Postcard from Phase 3 - Masks On in Abbotstown

Wed, Jul 08 2020

None Credit: Martin Doherty (ETPhotos)

Andrew Dempsey reports from outside his house for the first time in months

Republic of Ireland manager Stephen Kenny has had a more unique inauguration as senior boss to most, that much is quite clear.

Giovanni Trappatoni was unveiled at the RDS, Martin O’Neill was at the Gibson Hotel while Mick McCarthy was also spoke to by the media for the first time in the bowels of the Aviva Stadium.

Stephen Kenny on the other hand, was afforded no such luxuries. His first press conference as manager took place through a Microsoft Teams conference call, and his second – while a bit more normal – was still not the normal we once knew of.

The FAI Headquarters in Abbotstown are secluded to say the least – you think you’re there and then you’re still not there. Oh yeah, and as this reporter once found out, it is effectively an extra fiver in a taxi journey from the main entrance to the Sport Ireland campus.

For this reporter who was there to witness the first Stephen Kenny post-lockdown press conference – it was strange.

Rather than all the assembled media heading into a media room all at once, it was staggered – with different types of media handed staggered starting times to begin speaking to the new Ireland boss.

First up was the photo shoot, second was the television interview, online sites (like ourselves at were up next and then the rest of the day was arranged for the newspapers.

From the start, it was a surreal experience – from getting in a taxi that had a Perspex screen between myself and the driver, to wearing a mask throughout the duration of the visit to FAI HQ.  

Socially distant conversations were had by all, but this new normal will take another while to get used to at least. God bless us all at League of Ireland press boxes!

After a while, we were brought inside FAI HQ to the boardroom – who would have ever thought you would be listening to a former Longford Town manager from inside a FAI boardroom?

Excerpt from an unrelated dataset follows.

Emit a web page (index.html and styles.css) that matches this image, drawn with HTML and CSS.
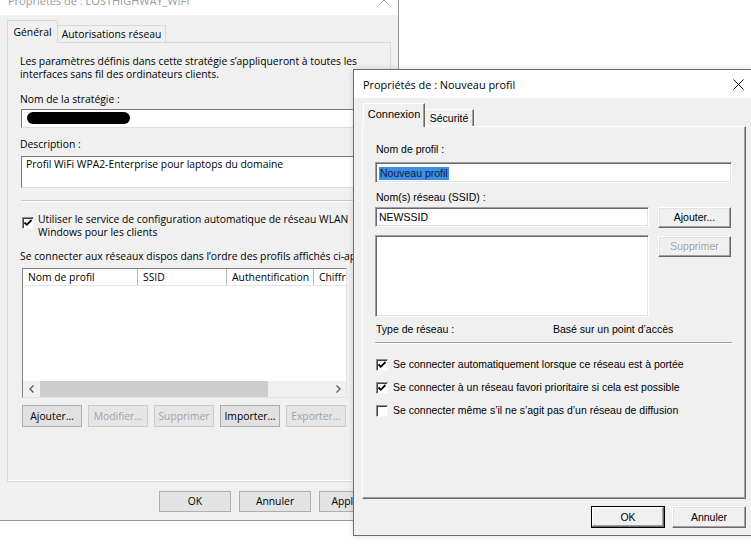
FILE: index.html
```html
<!DOCTYPE html>
<html lang="fr">
<head>
<meta charset="utf-8">
<title>Propriétés</title>
<link rel="stylesheet" href="styles.css">
</head>
<body>
<div class="desktop">
  <section class="win win1">
    <header class="titlebar tb1">
      <span class="title">Propriétés de : LOSTHIGHWAY_WIFI</span>
      <span class="close"><svg width="10" height="10" viewBox="0 0 10 10"><path d="M0.5 0.5 L9.5 9.5 M9.5 0.5 L0.5 9.5" stroke="#9a9a9a" stroke-width="1" fill="none"/></svg></span>
    </header>
    <div class="wbody b1">
      <div class="tabs t1">
        <div class="tab sel w-gen">Général</div>
        <div class="tab w-aut">Autorisations réseau</div>
      </div>
      <div class="panel p1">
        <p class="intro">Les paramètres définis dans cette stratégie s’appliqueront à toutes les<br>interfaces sans fil des ordinateurs clients.</p>
        <div class="lbl l-name">Nom de la stratégie :</div>
        <div class="field1 f-name"><span class="redact"></span></div>
        <div class="lbl l-desc">Description :</div>
        <div class="field1 f-desc">Profil WiFi WPA2-Enterprise pour laptops du domaine</div>
        <div class="sep sep1"></div>
        <div class="chkrow1">
          <span class="cb cb1"><svg width="10" height="10" viewBox="0 0 10 10"><path d="M1.5 4.5 L3.8 6.8 L8.5 2" stroke="#000" stroke-width="1.8" fill="none"/></svg></span>
          <span class="chktext">Utiliser le service de configuration automatique de réseau WLAN<br>Windows pour les clients</span>
        </div>
        <div class="lbl l-order">Se connecter aux réseaux dispos dans l’ordre des profils affichés ci-après :</div>
        <div class="listview">
          <div class="lvhead">
            <span class="col">Nom de profil</span>
            <span class="col">SSID</span>
            <span class="col">Authentification</span>
            <span class="col">Chiffrement</span>
          </div>
          <div class="lvbody"></div>
          <div class="hscroll">
            <span class="arr"><svg width="6" height="8" viewBox="0 0 6 8"><path d="M4.5 0.5 L1 4 L4.5 7.5" stroke="#606060" stroke-width="1.4" fill="none"/></svg></span>
            <span class="track"><span class="thumb"></span></span>
            <span class="arr"><svg width="6" height="8" viewBox="0 0 6 8"><path d="M1.5 0.5 L5 4 L1.5 7.5" stroke="#606060" stroke-width="1.4" fill="none"/></svg></span>
          </div>
        </div>
        <div class="btnrow">
          <span class="btn1">Ajouter…</span>
          <span class="btn1 dis">Modifier…</span>
          <span class="btn1 dis">Supprimer</span>
          <span class="btn1">Importer…</span>
          <span class="btn1 dis">Exporter…</span>
        </div>
      </div>
      <div class="footer f1">
        <span class="btn1 fb1">OK</span>
        <span class="btn1 fb1">Annuler</span>
        <span class="btn1 fb1">Appliquer</span>
      </div>
    </div>
  </section>

  <section class="win win2">
    <header class="titlebar tb2">
      <span class="title">Propriétés de : Nouveau profil</span>
      <span class="close close2"><svg width="11" height="11" viewBox="0 0 11 11"><path d="M0.5 0.5 L10.5 10.5 M10.5 0.5 L0.5 10.5" stroke="#000" stroke-width="1" fill="none"/></svg></span>
    </header>
    <div class="wbody b2">
      <div class="tabs t2">
        <div class="tab2 sel w-con">Connexion</div>
        <div class="tab2 w-sec">Sécurité</div>
      </div>
      <div class="panel p2">
        <div class="lbl2">Nom de profil :</div>
        <div class="field2 f-prof"><span class="hl">Nouveau profil</span></div>
        <div class="lbl2 l-ssid">Nom(s) réseau (SSID) :</div>
        <div class="row2 r-ssid">
          <div class="field2 f-ssid">NEWSSID</div>
          <span class="btn2">Ajouter...</span>
        </div>
        <div class="row2 r-list">
          <div class="field2 f-list"></div>
          <span class="btn2 dis2 b-sup">Supprimer</span>
        </div>
        <div class="typerow"><span class="tk">Type de réseau :</span><span>Basé sur un point d’accès</span></div>
        <div class="sep sep2"></div>
        <div class="chkrow2">
          <span class="cb cb2"><svg width="10" height="10" viewBox="0 0 10 10"><path d="M1.5 4.5 L3.8 6.8 L8.5 2" stroke="#000" stroke-width="1.8" fill="none"/></svg></span>
          <span>Se connecter automatiquement lorsque ce réseau est à portée</span>
        </div>
        <div class="chkrow2">
          <span class="cb cb2"><svg width="10" height="10" viewBox="0 0 10 10"><path d="M1.5 4.5 L3.8 6.8 L8.5 2" stroke="#000" stroke-width="1.8" fill="none"/></svg></span>
          <span>Se connecter à un réseau favori prioritaire si cela est possible</span>
        </div>
        <div class="chkrow2">
          <span class="cb cb2"></span>
          <span>Se connecter même s’il ne s’agit pas d’un réseau de diffusion</span>
        </div>
      </div>
      <div class="footer f2">
        <span class="btn2 def">OK</span>
        <span class="btn2">Annuler</span>
      </div>
    </div>
  </section>
</div>
</body>
</html>
```

FILE: styles.css
```css
html, body { margin: 0; padding: 0; background: #fff; }

.desktop {
  position: relative;
  width: 751px;
  height: 551px;
  overflow: hidden;
  background: #fff;
}

.win {
  position: absolute;
  box-sizing: border-box;
  display: flex;
  flex-direction: column;
  background: #f0f0f0;
  color: #000;
}

.titlebar {
  flex: none;
  display: flex;
  align-items: center;
  background: #fff;
}
.title { flex: 1; white-space: nowrap; }
.close { display: flex; align-items: center; justify-content: center; flex: none; }

.wbody { flex: 1; display: flex; flex-direction: column; min-height: 0; }

.tabs { flex: none; display: flex; align-items: flex-end; position: relative; z-index: 2; }

.panel { flex: 1; box-sizing: border-box; display: flex; flex-direction: column; min-height: 0; }

.footer { flex: none; display: flex; justify-content: flex-end; }

.sep { flex: none; height: 1px; }

.cb {
  flex: none;
  box-sizing: border-box;
  width: 12px;
  height: 12px;
  background: #fff;
  border: 1px solid;
  border-color: #8a8a8a #f4f4f4 #f4f4f4 #8a8a8a;
  box-shadow: inset 1px 1px 0 #404040;
  display: flex;
  align-items: center;
  justify-content: center;
}
.cb svg { display: block; }

/* ---------- Window 1 ---------- */
.win1 {
  left: -1px;
  top: -16px;
  width: 400px;
  height: 537px;
  border: 1px solid #9a9a9a;
  font: 10.35px/13px "Open Sans", "Noto Sans", sans-serif;
}
.tb1 { height: 30px; padding-left: 8px; }
.tb1 .title { color: #9a9a9a; font-size: 11px; }
.tb1 .close { width: 29px; }

.b1 { padding: 5px 7px 0 7px; }
.t1 { height: 22px; }
.tab {
  box-sizing: border-box;
  height: 17px;
  border: 1px solid #d9d9d9;
  border-bottom: none;
  background: #f0f0f0;
  display: flex;
  align-items: center;
  justify-content: center;
  white-space: nowrap;
}
.tab.sel { height: 23px; margin-bottom: -1px; background: #f0f0f0; }
.w-gen { width: 51px; }
.w-aut { width: 108px; border-left: none; }

.p1 {
  border: 1px solid #d9d9d9;
  box-shadow: inset 0 -1px 0 #fff;
  padding: 12px 12px 0 13px;
  overflow: hidden;
}
.intro { margin: 0 0 0 -1px; white-space: nowrap; }
.lbl { white-space: nowrap; margin-left: -1px; }
.l-name { margin-top: 12px; }
.l-desc { margin-top: 10px; }
.l-order { margin-top: 11px; }

.field1 {
  box-sizing: border-box;
  background: #fff;
  border: 1px solid;
  border-color: #7a7a7a #dcdcdc #dcdcdc #7a7a7a;
  margin-right: -20px;
  white-space: nowrap;
}
.f-name { margin-top: 3px; height: 19px; padding: 2px 0 0 5px; }
.redact { display: block; width: 103px; height: 12px; background: #000; border-radius: 6px; }
.f-desc { margin-top: 5px; height: 32px; padding: 1px 0 0 4px; }

.sep1 {
  margin-top: 12px;
  margin-right: -20px;
  background: #c9c9c9;
  box-shadow: 0 1px 0 #fff;
}

.chkrow1 { margin-top: 12px; display: flex; gap: 4px; margin-left: 1px; }
.cb1 { margin-top: 4px; }
.chktext { white-space: nowrap; }

.listview {
  flex: none;
  margin: 5px 0 0 1px;
  width: 325px;
  height: 130px;
  box-sizing: border-box;
  border: 1px solid;
  border-color: #828282 #e3e3e3 #e3e3e3 #828282;
  background: #fff;
  display: flex;
  flex-direction: column;
  overflow: hidden;
}
.lvhead {
  flex: none;
  height: 17px;
  display: grid;
  grid-template-columns: 115px 89px 87px 80px;
  border-bottom: 1px solid #e5e5e5;
  box-sizing: border-box;
}
.col {
  border-right: 1px solid #b8b8b8;
  padding-left: 5px;
  white-space: nowrap;
  overflow: hidden;
  line-height: 16px;
}
.lvbody { flex: 1; }
.hscroll {
  flex: none;
  height: 16px;
  display: flex;
  background: #f0f0f0;
}
.arr { width: 17px; display: flex; align-items: center; justify-content: center; }
.track { flex: 1; display: flex; }
.thumb { width: 228px; margin-left: 0; background: #cdcdcd; }

.btnrow { margin: 7px 0 0 1px; display: flex; gap: 6px; }
.btn1 {
  box-sizing: border-box;
  width: 60px;
  height: 22px;
  background: #e1e1e1;
  border: 1px solid #adadad;
  display: flex;
  align-items: center;
  justify-content: center;
  white-space: nowrap;
}
.btn1.dis { color: #a3a3a3; border-color: #cacaca; background: #e6e6e6; }

.f1 { gap: 8px; padding: 9px 0 8px; }
.fb1 { width: 72px; height: 21px; background: #e3e3e3; }

/* ---------- Window 2 ---------- */
.win2 {
  left: 353px;
  top: 69px;
  width: 402px;
  height: 467px;
  border: 1px solid #6e6e6e;
  font: 10.5px/13px "Liberation Sans", Arial, sans-serif;
  box-shadow: 0 0 6px rgba(0,0,0,0.15);
  z-index: 5;
}
.tb2 { height: 28px; padding-left: 9px; }
.tb2 .title { font: 10.9px/13px "Open Sans", "Noto Sans", sans-serif; }
.close2 { width: 32px; }

.b2 { padding: 5px 8px 0 8px; }
.t2 { height: 23px; }
.tab2 {
  box-sizing: border-box;
  height: 17px;
  border-top: 1px solid #fff;
  border-left: 1px solid #fff;
  border-right: 1px solid #696969;
  box-shadow: inset -1px 0 0 #a0a0a0;
  background: #f0f0f0;
  display: flex;
  align-items: center;
  justify-content: center;
  white-space: nowrap;
}
.tab2.sel { height: 24px; margin-bottom: -1px; padding-bottom: 2px; font-size: 11px; }
.w-con { width: 62px; margin-left: 1px; }
.w-sec { width: 49px; border-left: none; }

.p2 {
  border: 1px solid;
  border-color: #fff #696969 #696969 #fff;
  box-shadow: inset -1px -1px 0 #a0a0a0;
  padding: 16px 13px 0 12px;
}
.lbl2 { margin-left: 1px; white-space: nowrap; }
.l-ssid { margin-top: 8px; }

.field2 {
  box-sizing: border-box;
  background: #fff;
  border: 1px solid;
  border-color: #a0a0a0 #fff #fff #a0a0a0;
  box-shadow: inset 1px 1px 0 #696969, inset -1px -1px 0 #e3e3e3;
  white-space: nowrap;
}
.f-prof { margin-top: 6px; height: 21px; padding: 1px 0 0 3px; display: flex; align-items: center; }
.hl { background: #3d8ee0; color: #0c1d44; line-height: 13px; padding: 0 1px; }

.row2 { display: flex; gap: 9px; align-items: flex-start; }
.r-ssid { margin-top: 3px; }
.f-ssid { width: 274px; height: 20px; padding: 3px 0 0 3px; }
.r-list { margin-top: 7px; }
.f-list { width: 274px; height: 82px; }
.b-sup { margin-top: 1px; }

.btn2 {
  box-sizing: border-box;
  width: 73px;
  height: 21px;
  background: #f0f0f0;
  border: 1px solid;
  border-color: #fff #696969 #696969 #fff;
  box-shadow: inset -1px -1px 0 #a0a0a0, inset 1px 1px 0 #e3e3e3;
  display: flex;
  align-items: center;
  justify-content: center;
  white-space: nowrap;
}
.dis2 { color: #a0a0a0; text-shadow: 1px 1px 0 #fff; }

.typerow { margin-top: 6px; margin-left: 1px; display: flex; white-space: nowrap; }
.tk { width: 177px; }

.sep2 { margin-top: 6px; background: #a0a0a0; box-shadow: 0 1px 0 #fff; }

.chkrow2 { height: 23px; display: flex; align-items: center; gap: 5px; white-space: nowrap; margin-left: 1px; }
.sep2 + .chkrow2 { margin-top: 10px; }

.f2 { gap: 7px; padding: 7px 0 7px; }
.f2 .btn2 { width: 74px; height: 22px; }
.btn2.def {
  border: 1px solid #000;
  box-shadow: inset -1px -1px 0 #696969, inset 1px 1px 0 #fff, inset -2px -2px 0 #a0a0a0;
}
```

The room – which was sanitised both before and after our visit – would remind one of being inside a college tutorial, with the uncanny and somewhat bizarre similarities of sitting in front of a tutor while they spoke (well in my case anyway…).

If anything, that was the only thing that felt somewhat ‘normal’. We placed our phones on a tray that a member of the FAI staff passed around before it was placed in front of the man himself.

Maybe that was normal too. Then again, we were all sitting two metres away from each other so that probably made it feel less normal.

And despite all the current upheaval both inside and outside Abbotstown caused by the current Covid-19 pandemic – Kenny remained his passionate and thoughtful self.

Strikingly, the former Dundalk boss, along with his backroom team of Damien Duff, Keith Andrews and Ruaidhri Higgins will be the first to base themselves from within Abbotstown for the most part.

“Football needs to be the centre of the FAI. Myself, Keith Andrews, Damien Duff, Ruaidhri Higgins – we all live in Ireland. That’s never happened before, where the whole management team is based in Ireland.

“We will be based in Abbotstown, that doesn’t happen,” Kenny said this morning. “That office inside has probably been vacant a lot of the time, as managers have traditionally lived abroad.”

Kenny spoke, we listened, and that was generally that. Nothing too spectacular – Slovakia, potential call-ups and three at the back – that was that really.

There was a number of notable things mentioned by the former Lilywhite boss – from talking down hopes of a potential call-up for Will Smallbone against Slovakia to speaking about what behind closed doors games may look like.

Football will be coming back very soon; the barbers are open, and the carnage that is Dublin City on Friday and Saturday night’s is beginning to re-emerge – but rest assured this new normal isn’t all that normal.

Hand sanitisers, face masks and staggered media briefings – we’ll take it, and it is greatly appreciated that the FAI were willing to open up its doors to the media in these strange times.

It’s not what we’re used to but it’s good to be back out there in some capacity – and as one reporter put it today ‘without trying to sound old isn’t it great to see people again,’ that, it most certainly was.